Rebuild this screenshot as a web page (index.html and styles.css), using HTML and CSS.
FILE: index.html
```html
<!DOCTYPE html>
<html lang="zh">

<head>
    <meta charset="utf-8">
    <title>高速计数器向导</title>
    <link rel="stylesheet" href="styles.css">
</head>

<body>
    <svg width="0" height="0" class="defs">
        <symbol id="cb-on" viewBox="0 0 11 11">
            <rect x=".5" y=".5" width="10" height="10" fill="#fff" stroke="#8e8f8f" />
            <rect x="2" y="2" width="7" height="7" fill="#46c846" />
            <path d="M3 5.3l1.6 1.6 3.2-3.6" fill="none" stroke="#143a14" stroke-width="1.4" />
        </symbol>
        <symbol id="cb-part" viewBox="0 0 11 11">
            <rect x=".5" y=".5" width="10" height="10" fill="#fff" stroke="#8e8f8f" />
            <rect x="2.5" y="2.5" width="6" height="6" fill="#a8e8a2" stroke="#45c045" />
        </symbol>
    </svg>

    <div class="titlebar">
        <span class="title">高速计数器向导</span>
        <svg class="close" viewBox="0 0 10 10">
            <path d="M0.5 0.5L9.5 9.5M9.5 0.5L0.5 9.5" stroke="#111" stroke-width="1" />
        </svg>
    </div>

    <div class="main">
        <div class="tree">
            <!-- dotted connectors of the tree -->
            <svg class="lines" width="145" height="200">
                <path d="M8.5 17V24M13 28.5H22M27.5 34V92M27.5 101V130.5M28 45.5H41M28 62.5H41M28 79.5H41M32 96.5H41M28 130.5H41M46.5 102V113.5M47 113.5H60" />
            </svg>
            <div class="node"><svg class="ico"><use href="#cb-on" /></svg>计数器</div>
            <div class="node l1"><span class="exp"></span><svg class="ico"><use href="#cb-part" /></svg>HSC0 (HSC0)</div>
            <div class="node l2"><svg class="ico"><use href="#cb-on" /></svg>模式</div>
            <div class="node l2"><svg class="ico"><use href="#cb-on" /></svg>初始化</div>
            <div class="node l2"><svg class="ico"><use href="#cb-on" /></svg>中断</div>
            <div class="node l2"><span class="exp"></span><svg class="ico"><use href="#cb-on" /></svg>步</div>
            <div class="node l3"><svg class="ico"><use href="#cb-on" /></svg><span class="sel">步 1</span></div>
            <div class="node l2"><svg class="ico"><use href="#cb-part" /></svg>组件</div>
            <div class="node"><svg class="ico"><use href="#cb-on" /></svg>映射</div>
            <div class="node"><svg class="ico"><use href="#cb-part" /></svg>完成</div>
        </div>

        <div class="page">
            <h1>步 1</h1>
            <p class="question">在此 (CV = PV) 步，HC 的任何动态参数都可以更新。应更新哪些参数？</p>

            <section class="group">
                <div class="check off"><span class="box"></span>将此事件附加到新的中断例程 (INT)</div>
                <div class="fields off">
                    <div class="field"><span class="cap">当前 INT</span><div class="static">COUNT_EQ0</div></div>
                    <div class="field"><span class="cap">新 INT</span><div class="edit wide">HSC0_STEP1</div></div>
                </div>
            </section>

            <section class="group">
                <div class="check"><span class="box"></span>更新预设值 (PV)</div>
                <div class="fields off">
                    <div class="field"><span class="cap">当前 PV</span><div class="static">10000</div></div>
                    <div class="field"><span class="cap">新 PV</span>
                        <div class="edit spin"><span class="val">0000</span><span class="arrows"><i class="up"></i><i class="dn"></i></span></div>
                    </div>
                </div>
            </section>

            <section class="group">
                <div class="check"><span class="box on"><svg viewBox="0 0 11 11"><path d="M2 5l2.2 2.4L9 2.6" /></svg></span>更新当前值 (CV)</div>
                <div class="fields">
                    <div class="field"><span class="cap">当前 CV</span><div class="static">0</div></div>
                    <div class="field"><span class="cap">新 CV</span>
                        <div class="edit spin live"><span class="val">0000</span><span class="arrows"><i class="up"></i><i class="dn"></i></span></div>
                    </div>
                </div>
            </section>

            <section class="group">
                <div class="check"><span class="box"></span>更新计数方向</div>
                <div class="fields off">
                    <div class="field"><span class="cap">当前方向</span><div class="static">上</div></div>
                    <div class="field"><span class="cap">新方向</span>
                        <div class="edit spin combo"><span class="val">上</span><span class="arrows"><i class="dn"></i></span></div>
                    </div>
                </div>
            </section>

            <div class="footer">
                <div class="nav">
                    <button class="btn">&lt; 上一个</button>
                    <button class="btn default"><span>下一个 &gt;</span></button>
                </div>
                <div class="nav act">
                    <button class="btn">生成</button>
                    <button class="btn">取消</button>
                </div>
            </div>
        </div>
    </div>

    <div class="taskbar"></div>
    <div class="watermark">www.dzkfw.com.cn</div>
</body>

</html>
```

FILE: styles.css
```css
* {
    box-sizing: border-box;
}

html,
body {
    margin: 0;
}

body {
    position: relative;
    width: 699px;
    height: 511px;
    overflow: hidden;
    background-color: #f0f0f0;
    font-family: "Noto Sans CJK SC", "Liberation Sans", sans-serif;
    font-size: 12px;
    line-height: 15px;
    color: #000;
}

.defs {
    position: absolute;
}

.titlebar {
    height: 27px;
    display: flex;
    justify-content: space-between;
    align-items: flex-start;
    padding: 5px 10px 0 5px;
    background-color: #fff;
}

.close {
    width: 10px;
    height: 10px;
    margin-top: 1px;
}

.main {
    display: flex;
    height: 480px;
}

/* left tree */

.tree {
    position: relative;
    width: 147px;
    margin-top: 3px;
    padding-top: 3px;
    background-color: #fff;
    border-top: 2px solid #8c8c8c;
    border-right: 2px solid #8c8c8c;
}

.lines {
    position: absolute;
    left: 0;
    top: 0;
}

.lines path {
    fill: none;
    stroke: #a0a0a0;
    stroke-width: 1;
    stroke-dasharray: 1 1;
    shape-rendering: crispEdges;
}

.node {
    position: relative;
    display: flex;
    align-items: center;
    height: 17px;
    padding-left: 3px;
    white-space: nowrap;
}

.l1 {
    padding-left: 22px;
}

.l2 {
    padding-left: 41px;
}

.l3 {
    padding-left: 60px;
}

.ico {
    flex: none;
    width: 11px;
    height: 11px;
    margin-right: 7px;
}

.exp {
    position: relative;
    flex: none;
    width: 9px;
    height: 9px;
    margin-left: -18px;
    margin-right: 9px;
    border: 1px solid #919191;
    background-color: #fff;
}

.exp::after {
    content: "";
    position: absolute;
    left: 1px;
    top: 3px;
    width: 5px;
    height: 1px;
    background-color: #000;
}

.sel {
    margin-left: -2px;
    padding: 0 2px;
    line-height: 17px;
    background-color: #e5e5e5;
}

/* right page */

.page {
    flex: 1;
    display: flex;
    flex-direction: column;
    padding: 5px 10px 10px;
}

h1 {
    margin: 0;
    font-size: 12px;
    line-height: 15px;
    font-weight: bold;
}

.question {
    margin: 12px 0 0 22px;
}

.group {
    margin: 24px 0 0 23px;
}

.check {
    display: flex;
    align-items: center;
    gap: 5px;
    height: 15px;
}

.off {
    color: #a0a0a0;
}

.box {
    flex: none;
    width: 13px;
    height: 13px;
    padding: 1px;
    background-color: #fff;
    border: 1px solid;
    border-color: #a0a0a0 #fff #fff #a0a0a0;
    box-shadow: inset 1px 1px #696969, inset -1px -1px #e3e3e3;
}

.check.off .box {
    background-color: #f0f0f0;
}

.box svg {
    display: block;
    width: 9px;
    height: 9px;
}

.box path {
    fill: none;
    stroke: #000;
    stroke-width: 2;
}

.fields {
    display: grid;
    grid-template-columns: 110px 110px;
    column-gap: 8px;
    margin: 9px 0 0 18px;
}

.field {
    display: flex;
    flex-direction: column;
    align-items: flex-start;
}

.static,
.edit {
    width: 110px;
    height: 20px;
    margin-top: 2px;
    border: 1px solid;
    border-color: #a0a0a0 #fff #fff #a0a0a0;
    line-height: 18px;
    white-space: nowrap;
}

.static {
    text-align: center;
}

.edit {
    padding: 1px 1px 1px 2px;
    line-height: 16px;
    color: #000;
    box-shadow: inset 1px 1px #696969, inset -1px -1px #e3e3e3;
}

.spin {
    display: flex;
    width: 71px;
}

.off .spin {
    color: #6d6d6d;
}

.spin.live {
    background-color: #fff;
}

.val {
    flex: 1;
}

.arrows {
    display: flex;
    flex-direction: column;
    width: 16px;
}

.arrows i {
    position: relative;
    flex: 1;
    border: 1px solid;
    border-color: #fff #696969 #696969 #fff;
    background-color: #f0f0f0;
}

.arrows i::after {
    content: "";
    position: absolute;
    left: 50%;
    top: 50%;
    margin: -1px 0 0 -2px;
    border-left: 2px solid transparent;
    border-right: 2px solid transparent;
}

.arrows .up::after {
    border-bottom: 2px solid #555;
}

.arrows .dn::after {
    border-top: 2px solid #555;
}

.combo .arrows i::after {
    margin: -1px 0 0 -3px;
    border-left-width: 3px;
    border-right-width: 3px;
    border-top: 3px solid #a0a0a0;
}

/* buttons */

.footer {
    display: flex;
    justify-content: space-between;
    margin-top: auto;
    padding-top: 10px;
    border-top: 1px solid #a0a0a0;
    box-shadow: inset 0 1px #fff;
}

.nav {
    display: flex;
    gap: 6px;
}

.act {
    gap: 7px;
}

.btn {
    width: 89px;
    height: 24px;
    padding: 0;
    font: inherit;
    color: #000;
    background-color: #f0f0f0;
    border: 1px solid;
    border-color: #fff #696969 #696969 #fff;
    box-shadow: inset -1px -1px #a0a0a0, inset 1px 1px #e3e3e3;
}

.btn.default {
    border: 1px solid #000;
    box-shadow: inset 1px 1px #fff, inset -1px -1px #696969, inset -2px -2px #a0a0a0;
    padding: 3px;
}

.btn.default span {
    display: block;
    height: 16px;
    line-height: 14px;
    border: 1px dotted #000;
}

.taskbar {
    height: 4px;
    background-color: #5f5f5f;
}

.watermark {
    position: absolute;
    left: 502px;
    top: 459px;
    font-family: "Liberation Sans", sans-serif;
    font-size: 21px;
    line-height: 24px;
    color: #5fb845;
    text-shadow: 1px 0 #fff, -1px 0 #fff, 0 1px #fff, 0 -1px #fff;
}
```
○ ○ ○ ○ ○
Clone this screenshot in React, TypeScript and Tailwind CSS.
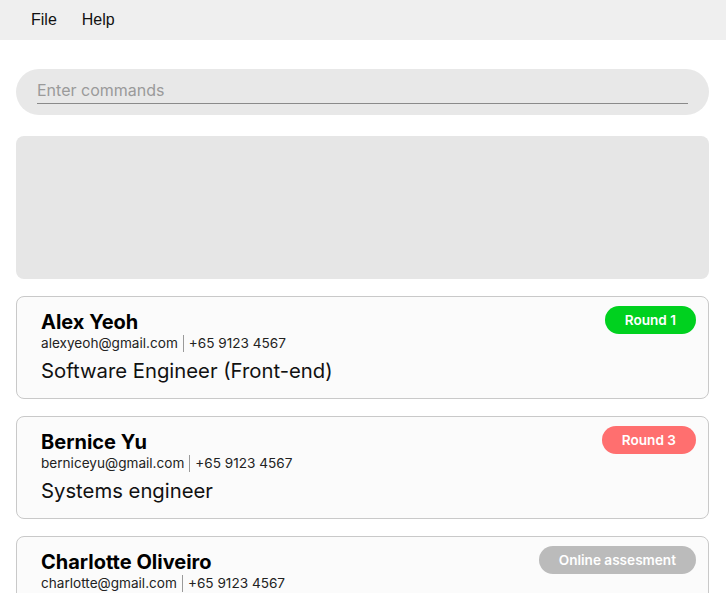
○ ○ ○ ○ ○
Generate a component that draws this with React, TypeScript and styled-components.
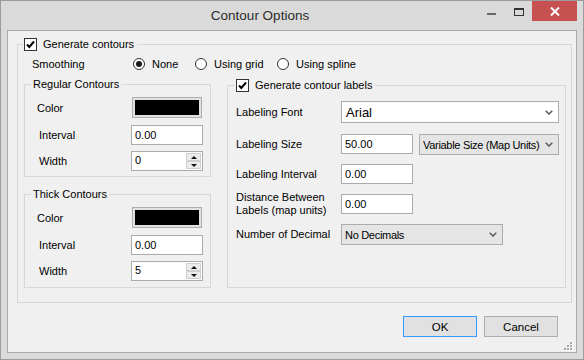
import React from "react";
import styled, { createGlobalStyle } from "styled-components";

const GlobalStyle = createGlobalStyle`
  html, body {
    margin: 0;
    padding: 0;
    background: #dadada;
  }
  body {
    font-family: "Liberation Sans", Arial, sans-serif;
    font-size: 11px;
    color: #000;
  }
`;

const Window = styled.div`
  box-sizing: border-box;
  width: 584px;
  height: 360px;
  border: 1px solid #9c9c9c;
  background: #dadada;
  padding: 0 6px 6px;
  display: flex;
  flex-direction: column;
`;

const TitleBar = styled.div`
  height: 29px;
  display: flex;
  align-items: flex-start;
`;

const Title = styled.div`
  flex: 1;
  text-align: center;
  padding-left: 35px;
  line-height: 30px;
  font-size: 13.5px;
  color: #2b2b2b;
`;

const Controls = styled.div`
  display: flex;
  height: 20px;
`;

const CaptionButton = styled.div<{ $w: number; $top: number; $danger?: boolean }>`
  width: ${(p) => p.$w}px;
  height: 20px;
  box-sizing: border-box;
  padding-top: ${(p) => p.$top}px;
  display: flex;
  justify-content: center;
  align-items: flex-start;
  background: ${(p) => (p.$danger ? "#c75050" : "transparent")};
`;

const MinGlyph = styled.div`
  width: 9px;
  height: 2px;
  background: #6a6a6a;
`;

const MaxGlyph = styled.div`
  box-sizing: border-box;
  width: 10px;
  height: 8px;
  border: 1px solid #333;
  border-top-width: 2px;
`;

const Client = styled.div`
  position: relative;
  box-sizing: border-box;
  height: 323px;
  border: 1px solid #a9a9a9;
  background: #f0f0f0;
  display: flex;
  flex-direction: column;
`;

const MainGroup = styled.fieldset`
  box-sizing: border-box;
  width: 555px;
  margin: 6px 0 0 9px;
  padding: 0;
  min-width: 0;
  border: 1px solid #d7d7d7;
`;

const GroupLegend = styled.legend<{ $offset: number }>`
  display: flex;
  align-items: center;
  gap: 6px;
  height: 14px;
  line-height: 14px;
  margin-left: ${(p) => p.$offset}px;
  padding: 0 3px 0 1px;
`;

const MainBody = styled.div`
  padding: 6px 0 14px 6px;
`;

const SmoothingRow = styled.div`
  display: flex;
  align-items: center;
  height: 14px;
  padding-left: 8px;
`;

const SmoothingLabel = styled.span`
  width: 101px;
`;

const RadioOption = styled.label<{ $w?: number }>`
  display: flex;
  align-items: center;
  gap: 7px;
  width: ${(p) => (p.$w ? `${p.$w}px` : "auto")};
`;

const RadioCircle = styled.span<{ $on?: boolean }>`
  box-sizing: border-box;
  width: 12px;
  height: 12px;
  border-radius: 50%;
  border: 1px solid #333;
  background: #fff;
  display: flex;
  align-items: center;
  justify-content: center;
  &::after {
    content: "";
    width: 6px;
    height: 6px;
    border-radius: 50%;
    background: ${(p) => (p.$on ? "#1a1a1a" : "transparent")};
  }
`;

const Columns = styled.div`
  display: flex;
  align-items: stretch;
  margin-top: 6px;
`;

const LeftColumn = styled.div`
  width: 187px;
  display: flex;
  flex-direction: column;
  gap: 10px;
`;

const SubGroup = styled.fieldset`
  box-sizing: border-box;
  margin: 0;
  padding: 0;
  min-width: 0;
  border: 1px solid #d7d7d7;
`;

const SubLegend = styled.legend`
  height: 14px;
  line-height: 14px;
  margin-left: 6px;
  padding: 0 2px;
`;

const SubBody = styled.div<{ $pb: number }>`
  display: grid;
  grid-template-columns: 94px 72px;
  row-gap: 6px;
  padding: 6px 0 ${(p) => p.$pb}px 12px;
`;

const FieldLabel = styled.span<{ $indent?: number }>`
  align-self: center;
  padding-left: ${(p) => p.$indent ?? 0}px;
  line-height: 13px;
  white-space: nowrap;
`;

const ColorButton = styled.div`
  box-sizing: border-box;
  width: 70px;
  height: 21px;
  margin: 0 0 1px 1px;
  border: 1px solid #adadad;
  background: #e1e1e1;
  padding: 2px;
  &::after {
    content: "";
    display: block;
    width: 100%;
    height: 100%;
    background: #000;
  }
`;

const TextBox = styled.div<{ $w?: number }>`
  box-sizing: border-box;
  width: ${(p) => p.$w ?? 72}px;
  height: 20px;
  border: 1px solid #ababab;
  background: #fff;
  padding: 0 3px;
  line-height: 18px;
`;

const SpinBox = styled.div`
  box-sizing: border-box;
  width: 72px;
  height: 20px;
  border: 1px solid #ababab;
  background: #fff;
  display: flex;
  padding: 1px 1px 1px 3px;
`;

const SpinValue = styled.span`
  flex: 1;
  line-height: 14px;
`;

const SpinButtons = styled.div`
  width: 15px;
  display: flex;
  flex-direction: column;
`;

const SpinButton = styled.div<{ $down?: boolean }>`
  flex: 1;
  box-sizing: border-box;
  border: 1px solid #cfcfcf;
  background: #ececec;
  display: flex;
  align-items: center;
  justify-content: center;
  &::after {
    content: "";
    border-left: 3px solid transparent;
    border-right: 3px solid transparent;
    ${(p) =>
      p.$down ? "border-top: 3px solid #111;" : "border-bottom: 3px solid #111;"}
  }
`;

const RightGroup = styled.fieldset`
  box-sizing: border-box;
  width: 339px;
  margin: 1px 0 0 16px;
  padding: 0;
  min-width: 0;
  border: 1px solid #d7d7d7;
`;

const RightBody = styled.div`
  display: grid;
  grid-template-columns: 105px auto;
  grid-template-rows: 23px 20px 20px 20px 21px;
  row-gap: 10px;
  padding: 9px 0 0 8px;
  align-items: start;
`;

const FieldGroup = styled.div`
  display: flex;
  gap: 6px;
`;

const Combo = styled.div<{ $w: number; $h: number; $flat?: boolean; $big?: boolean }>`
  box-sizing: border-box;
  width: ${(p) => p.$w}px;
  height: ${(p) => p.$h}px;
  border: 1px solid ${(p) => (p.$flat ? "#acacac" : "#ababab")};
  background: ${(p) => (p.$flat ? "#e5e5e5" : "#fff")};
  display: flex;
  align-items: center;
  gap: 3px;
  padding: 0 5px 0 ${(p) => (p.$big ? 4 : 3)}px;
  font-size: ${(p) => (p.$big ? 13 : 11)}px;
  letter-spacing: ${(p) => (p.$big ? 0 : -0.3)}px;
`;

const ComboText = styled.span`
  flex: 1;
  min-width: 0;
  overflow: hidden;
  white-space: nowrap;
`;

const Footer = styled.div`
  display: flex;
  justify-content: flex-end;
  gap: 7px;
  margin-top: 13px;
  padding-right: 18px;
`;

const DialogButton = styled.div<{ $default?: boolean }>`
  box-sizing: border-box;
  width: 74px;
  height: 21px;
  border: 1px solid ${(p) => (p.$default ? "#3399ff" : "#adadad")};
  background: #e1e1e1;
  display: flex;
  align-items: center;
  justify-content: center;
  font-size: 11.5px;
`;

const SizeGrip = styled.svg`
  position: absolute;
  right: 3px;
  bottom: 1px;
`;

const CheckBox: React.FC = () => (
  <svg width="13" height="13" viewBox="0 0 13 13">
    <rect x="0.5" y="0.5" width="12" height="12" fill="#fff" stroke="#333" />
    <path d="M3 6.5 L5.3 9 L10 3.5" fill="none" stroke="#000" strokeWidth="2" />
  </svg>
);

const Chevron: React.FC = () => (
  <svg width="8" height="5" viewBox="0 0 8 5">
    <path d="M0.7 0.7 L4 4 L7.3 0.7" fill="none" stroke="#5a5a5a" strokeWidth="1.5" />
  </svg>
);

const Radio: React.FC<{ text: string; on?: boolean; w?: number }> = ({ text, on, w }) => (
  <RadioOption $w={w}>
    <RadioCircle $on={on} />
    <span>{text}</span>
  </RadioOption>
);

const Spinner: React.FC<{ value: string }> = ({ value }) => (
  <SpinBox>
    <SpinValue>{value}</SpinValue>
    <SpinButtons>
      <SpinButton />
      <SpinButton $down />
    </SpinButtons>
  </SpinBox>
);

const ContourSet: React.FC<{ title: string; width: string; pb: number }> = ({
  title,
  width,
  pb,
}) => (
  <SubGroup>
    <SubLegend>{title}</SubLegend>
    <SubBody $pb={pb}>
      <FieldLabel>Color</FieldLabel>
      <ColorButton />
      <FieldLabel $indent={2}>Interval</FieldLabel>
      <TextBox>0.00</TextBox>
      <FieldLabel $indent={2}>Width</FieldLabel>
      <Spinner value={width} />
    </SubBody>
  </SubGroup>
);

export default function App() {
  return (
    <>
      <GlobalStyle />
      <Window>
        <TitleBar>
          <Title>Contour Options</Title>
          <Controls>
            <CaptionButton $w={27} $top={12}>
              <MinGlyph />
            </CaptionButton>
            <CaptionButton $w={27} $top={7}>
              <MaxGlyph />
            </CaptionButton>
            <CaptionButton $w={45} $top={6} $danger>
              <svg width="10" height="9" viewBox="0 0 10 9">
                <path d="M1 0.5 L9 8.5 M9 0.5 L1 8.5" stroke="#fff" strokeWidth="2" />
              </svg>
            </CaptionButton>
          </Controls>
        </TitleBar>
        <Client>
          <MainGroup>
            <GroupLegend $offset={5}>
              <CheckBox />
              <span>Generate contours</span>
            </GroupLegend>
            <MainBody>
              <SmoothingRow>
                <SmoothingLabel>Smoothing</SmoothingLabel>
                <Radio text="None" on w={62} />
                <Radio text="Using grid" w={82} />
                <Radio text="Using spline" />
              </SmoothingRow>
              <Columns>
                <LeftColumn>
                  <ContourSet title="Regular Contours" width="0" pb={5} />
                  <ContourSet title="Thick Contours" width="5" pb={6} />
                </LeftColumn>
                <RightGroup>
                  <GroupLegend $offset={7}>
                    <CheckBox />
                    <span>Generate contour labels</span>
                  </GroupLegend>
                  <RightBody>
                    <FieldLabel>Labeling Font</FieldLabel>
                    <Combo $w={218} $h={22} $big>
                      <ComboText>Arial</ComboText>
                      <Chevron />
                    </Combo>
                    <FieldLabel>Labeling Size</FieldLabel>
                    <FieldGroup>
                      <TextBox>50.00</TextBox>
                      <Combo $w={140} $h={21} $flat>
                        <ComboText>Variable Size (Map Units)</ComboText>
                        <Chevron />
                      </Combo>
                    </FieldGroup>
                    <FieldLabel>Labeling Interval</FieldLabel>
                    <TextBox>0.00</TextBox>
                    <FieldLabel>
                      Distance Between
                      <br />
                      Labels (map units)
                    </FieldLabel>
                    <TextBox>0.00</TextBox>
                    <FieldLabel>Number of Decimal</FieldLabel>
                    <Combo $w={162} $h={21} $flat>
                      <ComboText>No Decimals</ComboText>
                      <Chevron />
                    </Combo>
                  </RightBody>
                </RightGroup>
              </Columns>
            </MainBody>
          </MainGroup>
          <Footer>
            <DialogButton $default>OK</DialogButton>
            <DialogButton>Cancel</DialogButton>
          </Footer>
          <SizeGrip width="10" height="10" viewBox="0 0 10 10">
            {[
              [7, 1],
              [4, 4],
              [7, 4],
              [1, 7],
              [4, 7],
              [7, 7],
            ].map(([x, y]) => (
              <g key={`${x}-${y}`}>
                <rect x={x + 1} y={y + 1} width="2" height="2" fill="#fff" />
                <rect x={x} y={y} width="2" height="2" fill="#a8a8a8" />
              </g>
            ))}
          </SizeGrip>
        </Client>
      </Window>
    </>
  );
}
○ ○ ○ ○ ○
Using the data above, copy each line that contains "this".

Rebuild this screenshot as a web page (index.html and styles.css), using HTML and CSS.
Clone this screenshot in React, TypeScript and Tailwind CSS.
Generate a component that draws this with React, TypeScript and styled-components.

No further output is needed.